Just a couple of observations on the comments.
+ /* EXPANDED_SIZE is 0. If the MD5 does not match the one for empty
+ * contents, we know that we need to correct EXPANDED_SIZE. */
+ empty_md5 = svn_checksum_empty_checksum(svn_checksum_md5, scratch_pool);
+ if (memcmp(empty_md5->digest, rep->md5_digest, sizeof(rep->md5_digest)))
+ {
+ rep->expanded_size = rep->size;
+ return SVN_NO_ERROR;
+ }
The comment could be clearer. At every step though this function we
"know that we need to correct EXPANDED_SIZE", if "correct" can mean
either "change to a correct value" or "confirm that 0 is the correct
value".
I suggest:
/* EXPANDED_SIZE is 0. If the MD5 does not match the one for empty
* contents, the content is definitely non-empty. It must be a PLAIN rep, as
* EXPANDED_SIZE is always set correctly in a delta rep. Therefore the
* rep SIZE field is also the expanded size. */
+ /* Only two cases are left here.
+ * (1) A non-empty PLAIN rep with a MD5 collision on EMPTY_MD5.

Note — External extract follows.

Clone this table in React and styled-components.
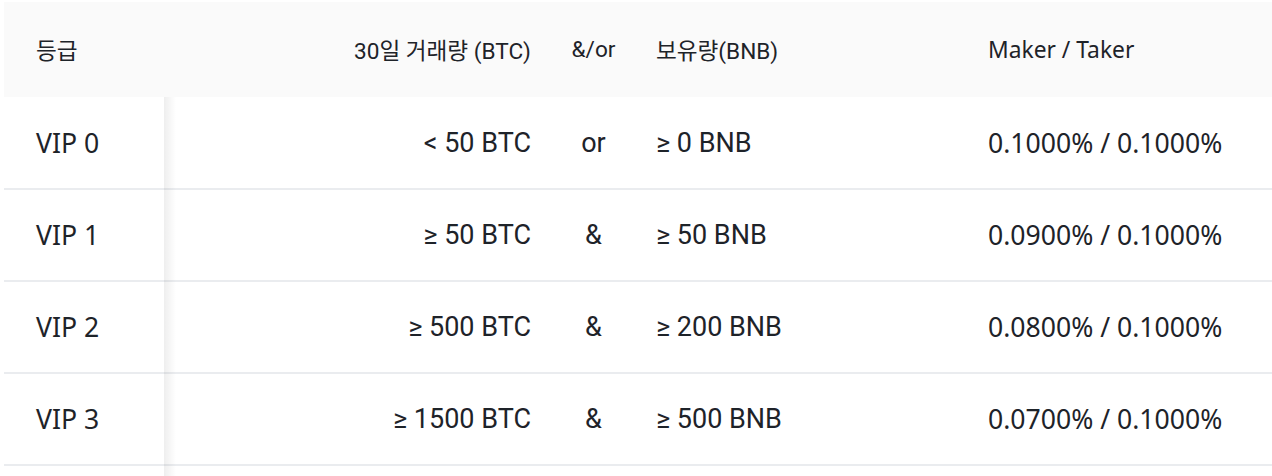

+ * (2) An empty DELTA rep. */
+
+ /* SVN always stores an empty DELTA rep as an empty sequence of txdelta
+ * windows, i.e. as "SVN\1". In that case, SIZE is 4 bytes. There is
[...]
+ * Note that it technically legal to have DELTA reps with a 0 length
+ * output window. Their on-disk size would be longer. [...]
The phrase "empty DELTA rep" is ambiguous. I suggest:
[...] (2) A DELTA rep with zero-length output. [...] SVN always stores
a DELTA rep with zero-length output as [...]
- Julian